Just as sensor nodes create data that’s labeled with a timestamp, they also produce data that’s labeled with a geospatial location stamp. Each observation occurs at its given time — and place — so location is a big deal when it comes to the IoT. Many IoT applications consider an edge device’s location, and nearness, with respect to other connected devices. All of this requires multidimensional geospatial data processing and analytics capabilities, which only a GIS application — a geographic information system application — is designed to offer. GIS, coupled with IoT network and data technologies, facilitate real-time geo-space-time analytics, enabling geo-insights to be delivered at the right time and place, precisely when these insights are actionable. Real-time geospatial analytics generate serious, sometimes life-saving, results when you use them to do things like this:

· Identify and engage local customers while they are in your vicinity.

· Monitor field assets for early-warning signs of equipment failure.

· Evoke real-time situationally aware emergency response.

Dabbling in deep learning

Deep learning is an exciting development within IoT. That’s because deep learning enables adaptive autonomous operations of the machine network. As you may recall from Chapter 4, deep learning is a machine learning algorithm that deploys layers of hierarchical neural networks to learn from data in an iterative and adaptive way. Similar to how the moving average and ARIMA models update on their own, deep learning models are able to adjust to and learn from data, despite changes and irregularities present in incoming sensor data.

I’ve listed some of the requirements that a deep learning model will face when deployed in the IoT environment:

· The model must autonomously handle sparse dataset pre-processing requirements.

· The model must learn from unlabeled data.

· The model should self-evaluate its results and optimize parameters, if necessary.

· The model should not be prone to overfitting.

technicalstuff Reinforcement learning can also be useful in generating analytics from IoT data. Reinforcement learning — or semisupervised machine learning — is an up-and-coming method that trains models via a reward system logic that closely resembles how humans learn. A reinforcement learning agent self-learns by interacting with its environment and choosing actions that will reap it as many rewards as possible. You set the rules for how rewards are given out, and the agent learns to take the actions that maximize the number of rewards it receives.
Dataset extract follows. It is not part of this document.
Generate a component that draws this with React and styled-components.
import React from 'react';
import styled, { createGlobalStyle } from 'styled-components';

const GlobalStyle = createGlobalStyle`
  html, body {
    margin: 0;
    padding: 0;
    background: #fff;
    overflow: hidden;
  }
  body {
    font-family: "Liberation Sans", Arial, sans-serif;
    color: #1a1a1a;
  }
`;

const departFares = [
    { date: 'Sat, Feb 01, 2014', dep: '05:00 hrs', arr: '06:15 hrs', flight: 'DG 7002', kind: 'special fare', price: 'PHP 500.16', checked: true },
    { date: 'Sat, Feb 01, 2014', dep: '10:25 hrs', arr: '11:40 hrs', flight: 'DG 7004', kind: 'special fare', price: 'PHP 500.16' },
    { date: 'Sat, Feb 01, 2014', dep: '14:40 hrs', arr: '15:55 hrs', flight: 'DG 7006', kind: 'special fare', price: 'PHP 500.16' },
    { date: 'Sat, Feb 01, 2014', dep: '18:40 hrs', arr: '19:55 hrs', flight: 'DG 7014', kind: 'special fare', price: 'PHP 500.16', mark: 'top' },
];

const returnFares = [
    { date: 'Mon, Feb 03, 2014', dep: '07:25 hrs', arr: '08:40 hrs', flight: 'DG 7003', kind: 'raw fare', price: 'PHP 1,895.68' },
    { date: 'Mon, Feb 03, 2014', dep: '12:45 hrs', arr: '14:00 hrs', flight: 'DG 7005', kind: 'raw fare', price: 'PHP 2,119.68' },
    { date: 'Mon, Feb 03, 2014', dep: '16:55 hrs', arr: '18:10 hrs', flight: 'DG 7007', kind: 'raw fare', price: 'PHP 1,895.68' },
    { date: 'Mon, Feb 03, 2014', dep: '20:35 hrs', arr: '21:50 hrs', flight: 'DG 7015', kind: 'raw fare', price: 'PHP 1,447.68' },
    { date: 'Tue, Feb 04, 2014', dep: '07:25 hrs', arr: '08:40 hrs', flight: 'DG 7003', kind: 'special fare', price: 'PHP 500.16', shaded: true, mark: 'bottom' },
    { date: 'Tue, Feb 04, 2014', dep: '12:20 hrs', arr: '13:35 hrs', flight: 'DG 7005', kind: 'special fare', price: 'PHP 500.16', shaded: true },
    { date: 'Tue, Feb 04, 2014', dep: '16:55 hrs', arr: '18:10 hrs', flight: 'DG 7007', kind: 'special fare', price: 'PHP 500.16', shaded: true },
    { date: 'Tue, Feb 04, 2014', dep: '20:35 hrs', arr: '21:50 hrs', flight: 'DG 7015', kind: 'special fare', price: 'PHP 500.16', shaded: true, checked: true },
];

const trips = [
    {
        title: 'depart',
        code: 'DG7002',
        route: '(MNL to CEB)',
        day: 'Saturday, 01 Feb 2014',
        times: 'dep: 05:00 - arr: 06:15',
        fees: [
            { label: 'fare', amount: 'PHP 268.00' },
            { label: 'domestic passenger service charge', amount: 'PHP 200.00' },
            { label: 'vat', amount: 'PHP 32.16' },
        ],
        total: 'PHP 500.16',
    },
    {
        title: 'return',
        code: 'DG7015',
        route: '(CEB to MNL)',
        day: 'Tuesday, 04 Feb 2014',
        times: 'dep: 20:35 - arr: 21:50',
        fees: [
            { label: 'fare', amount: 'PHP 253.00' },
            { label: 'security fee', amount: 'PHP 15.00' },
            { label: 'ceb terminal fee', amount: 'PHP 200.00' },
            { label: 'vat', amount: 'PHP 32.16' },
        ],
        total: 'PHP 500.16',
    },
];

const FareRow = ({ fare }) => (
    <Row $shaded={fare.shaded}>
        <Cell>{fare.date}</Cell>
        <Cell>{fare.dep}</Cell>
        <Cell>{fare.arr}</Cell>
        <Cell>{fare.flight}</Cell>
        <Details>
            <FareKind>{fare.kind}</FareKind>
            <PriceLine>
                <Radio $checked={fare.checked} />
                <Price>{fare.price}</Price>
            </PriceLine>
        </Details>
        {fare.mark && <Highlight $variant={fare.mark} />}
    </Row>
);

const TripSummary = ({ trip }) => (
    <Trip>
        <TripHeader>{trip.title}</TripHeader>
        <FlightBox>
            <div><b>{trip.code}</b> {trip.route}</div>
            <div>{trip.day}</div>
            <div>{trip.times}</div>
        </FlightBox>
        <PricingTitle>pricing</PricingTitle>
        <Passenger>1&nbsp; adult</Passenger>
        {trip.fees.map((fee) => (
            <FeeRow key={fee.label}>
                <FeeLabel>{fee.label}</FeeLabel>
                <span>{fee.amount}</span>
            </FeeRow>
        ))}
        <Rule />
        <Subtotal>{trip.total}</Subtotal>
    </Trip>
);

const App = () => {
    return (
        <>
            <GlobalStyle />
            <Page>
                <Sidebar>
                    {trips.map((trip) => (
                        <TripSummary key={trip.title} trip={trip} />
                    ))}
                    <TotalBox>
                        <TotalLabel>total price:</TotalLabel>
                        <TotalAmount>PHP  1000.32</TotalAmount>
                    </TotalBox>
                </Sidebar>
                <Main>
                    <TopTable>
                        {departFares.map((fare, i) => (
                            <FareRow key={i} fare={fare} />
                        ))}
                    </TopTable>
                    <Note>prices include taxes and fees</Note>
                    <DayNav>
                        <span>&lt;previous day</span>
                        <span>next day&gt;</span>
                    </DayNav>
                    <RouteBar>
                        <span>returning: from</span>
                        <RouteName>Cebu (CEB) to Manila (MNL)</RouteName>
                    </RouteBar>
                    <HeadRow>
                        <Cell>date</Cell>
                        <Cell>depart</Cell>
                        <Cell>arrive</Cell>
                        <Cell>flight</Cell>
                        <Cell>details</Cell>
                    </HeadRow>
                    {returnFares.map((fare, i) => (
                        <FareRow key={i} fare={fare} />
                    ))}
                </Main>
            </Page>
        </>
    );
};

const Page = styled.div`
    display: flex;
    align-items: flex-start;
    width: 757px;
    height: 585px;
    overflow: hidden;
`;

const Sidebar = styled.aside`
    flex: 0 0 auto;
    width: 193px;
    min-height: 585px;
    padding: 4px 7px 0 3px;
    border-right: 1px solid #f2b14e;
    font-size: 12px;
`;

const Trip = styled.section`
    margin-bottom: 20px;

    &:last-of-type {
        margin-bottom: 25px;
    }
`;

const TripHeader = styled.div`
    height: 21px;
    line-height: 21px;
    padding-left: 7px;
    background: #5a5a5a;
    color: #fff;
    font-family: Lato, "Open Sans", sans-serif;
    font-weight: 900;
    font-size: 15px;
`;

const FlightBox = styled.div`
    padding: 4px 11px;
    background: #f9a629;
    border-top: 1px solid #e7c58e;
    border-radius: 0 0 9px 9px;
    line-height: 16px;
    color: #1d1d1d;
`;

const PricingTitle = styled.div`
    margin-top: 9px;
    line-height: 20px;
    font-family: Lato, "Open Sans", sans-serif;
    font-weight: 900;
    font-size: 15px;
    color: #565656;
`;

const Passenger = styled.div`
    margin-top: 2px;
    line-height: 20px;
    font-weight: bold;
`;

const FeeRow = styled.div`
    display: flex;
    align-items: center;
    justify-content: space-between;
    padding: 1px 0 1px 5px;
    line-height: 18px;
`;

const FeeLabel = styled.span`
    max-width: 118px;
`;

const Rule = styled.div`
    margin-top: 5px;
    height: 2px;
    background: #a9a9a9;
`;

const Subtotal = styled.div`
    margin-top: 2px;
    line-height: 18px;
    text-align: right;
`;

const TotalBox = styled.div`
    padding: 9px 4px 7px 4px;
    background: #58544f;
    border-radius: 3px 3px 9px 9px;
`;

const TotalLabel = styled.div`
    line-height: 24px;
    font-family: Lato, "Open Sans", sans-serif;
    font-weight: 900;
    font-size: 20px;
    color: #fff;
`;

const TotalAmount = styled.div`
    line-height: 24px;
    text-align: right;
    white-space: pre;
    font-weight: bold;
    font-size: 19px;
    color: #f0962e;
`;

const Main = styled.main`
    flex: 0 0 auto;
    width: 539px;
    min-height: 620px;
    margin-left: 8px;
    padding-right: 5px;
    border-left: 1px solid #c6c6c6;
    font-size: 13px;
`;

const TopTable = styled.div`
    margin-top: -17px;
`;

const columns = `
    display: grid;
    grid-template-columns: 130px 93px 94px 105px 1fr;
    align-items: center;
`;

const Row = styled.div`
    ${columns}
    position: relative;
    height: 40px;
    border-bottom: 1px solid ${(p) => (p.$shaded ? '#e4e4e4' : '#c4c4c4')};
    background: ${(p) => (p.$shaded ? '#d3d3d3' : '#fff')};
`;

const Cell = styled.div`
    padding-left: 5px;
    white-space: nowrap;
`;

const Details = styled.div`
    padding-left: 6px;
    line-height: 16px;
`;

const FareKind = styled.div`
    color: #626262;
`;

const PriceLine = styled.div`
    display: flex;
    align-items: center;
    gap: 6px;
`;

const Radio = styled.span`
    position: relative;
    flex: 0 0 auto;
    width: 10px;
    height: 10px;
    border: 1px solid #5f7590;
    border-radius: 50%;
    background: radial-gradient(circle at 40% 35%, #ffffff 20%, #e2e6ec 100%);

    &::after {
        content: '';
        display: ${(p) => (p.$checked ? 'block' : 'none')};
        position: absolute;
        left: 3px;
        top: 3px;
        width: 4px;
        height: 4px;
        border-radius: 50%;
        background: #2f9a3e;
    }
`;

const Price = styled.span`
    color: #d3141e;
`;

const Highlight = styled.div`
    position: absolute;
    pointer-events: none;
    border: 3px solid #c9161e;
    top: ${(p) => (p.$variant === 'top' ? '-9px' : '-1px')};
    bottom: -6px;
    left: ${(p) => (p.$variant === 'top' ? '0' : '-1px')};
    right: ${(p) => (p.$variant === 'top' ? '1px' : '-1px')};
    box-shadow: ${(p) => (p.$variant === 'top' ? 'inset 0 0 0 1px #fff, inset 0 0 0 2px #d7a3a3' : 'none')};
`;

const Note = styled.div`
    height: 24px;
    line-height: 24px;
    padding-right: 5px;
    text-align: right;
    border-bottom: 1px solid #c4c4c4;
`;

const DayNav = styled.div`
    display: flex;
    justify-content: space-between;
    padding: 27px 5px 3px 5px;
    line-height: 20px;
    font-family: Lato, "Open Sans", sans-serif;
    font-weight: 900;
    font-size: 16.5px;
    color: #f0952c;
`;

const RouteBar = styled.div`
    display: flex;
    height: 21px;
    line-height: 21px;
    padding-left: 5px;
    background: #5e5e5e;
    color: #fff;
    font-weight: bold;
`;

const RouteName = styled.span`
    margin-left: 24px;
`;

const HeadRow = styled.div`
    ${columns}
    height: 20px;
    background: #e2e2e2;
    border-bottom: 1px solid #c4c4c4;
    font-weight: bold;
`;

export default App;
Advancing Artificial Intelligence Innovation

To understand artificial intelligence and its place in the IoT, you first need to grasp some key differences between the terms artificial intelligence, machine learning, and IoT. The term artificial intelligence (AI) refers to built-systems that mimic human behavior by making insightful decisions that are derived from artificial neural network model outputs. Many AI technologies implement deep learning or reinforcement learning, but, traditionally, the driving intelligence behind AI was artificial neural networks. As I explain in Chapter 4, neural nets are one type of machine learning method, among many. So, to be clear, machine learning is not AI, but it encompasses a few methods that drive the decisions that are made by AI technologies. In itself, machine learning is simply the practice of applying algorithmic models to data in order to discover hidden patterns or trends that you can use to make predictions.
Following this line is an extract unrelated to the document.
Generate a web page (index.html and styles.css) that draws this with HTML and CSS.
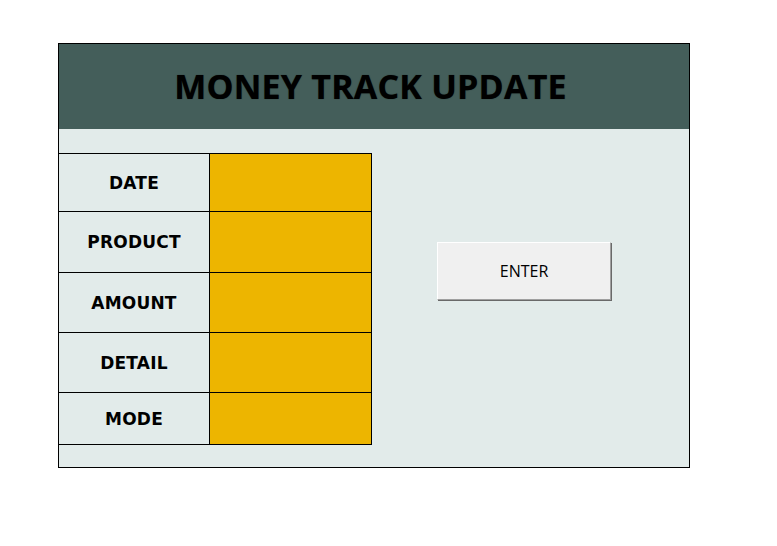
FILE: index.html
```html
<!DOCTYPE html>
<html>
<head>
<meta charset="utf-8">
<link rel="stylesheet" href="styles.css">
</head>
<body>
<div class="panel">
  <div class="header"><h1 class="title">MONEY TRACK UPDATE</h1></div>
  <div class="body">
    <div class="form">
      <div class="row r1"><div class="label">DATE</div><div class="value"></div></div>
      <div class="row r2"><div class="label">PRODUCT</div><div class="value"></div></div>
      <div class="row r3"><div class="label">AMOUNT</div><div class="value"></div></div>
      <div class="row r4"><div class="label">DETAIL</div><div class="value"></div></div>
      <div class="row r5"><div class="label">MODE</div><div class="value"></div></div>
    </div>
    <div class="button">ENTER</div>
  </div>
</div>
</body>
</html>
```
FILE: styles.css
```css
html, body {
  margin: 0;
  padding: 0;
  background: #ffffff;
}
.panel {
  margin: 43px 0 0 58px;
  width: 630px;
  height: 423px;
  border: 1px solid #000;
  background: #e2ebea;
  display: flex;
  flex-direction: column;
}
.header {
  height: 85px;
  background: #445e5a;
  display: flex;
  align-items: center;
  justify-content: center;
}
.title {
  margin: -2px 0 0 -7px;
  font-family: "Open Sans", sans-serif;
  font-weight: 700;
  font-size: 34px;
  color: #000;
  letter-spacing: 0.2px;
  text-shadow: 0 0 1px rgba(0,0,0,0.6);
}
.body {
  display: flex;
  align-items: flex-start;
  padding-top: 24px;
}
.form {
  display: flex;
  flex-direction: column;
  border-bottom: 1px solid #000;
}
.row {
  display: flex;
  border-top: 1px solid #000;
}
.r1 { height: 57px; }
.r2 { height: 60px; }
.r3 { height: 59px; }
.r4 { height: 59px; }
.r5 { height: 51px; }
.label {
  width: 150px;
  border-right: 1px solid #000;
  display: flex;
  align-items: center;
  justify-content: center;
  font-family: "DejaVu Sans", Verdana, sans-serif;
  font-weight: 700;
  font-size: 17px;
  letter-spacing: 0.2px;
  color: #000;
}
.value {
  width: 161px;
  background: #edb500;
  border-right: 1px solid #000;
}
.button {
  margin: 89px 0 0 65px;
  width: 174px;
  height: 58px;
  box-sizing: border-box;
  background: #f0f0f0;
  border-top: 1px solid #ffffff;
  border-left: 1px solid #ffffff;
  border-right: 1px solid #a0a0a0;
  border-bottom: 1px solid #a0a0a0;
  box-shadow: 1px 1px 0 #696969;
  display: flex;
  align-items: center;
  justify-content: center;
  font-family: "Open Sans", sans-serif;
  font-size: 16px;
  color: #000;
}
```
The IoT is a network of connected, smart devices, many of which depend on output from machine learning models to direct and manage device operations. In this sense, some IoT devices are considered a form of artificial intelligence. But not all devices that are connected to the IoT are AI technologies. Some connected devices are managed by traditional control systems that don’t include machine learning or advanced analytics, like SCADA — Supervisory Control and Data Acquisition. These devices would still be IoT devices, but they would not be considered AI-driven technologies.

Artificial intelligence has been around awhile — since the 1940s, in fact. Some of the more recent AI-driven innovations include these objects:

· Self-driving cars: These cars deploy machine learning to make the decisions that are required in order to operate and drive themselves. Human supervision is still required in order to ensure passenger safety.

· Military robotics: These armed military robots deploy machine learning to act autonomously in hostile conflict environments.

· AlphaGo: The Google gaming application used deep learning to win $1 million, by beating Lee Sedol at the Chinese game called Go.

IoT is ushering in its own breed of AI advancements, though. One type of innovation that is already available is the smart home. To understand how IoT combines with AI to produce a smart home, imagine that it’s summertime and it’s very hot outside. When you leave for work, your air conditioning is always turned off, and then when you get home at 5 p.m., it takes a long time to cool the house. Well, with IoT and AI advancements, you can connect your phone’s GPS, an outdoor temperature sensor, and the air conditioner. The network can learn what features indicate your impending arrival — like departure from work, time of departure, and directionality of travel — to predict that you will arrive by a certain time. The network can use the outdoor temperature reading to learn how long the air conditioner should run and at what temperature, to bring the room temperature down to the temperature setting you’ve selected. So, when you arrive home, your house will be the perfect temperature without you having had to wait or to turn the systems on or off. They could act autonomously, based on what they’ve learned from the various connected devices, and based on the parameters you set for them.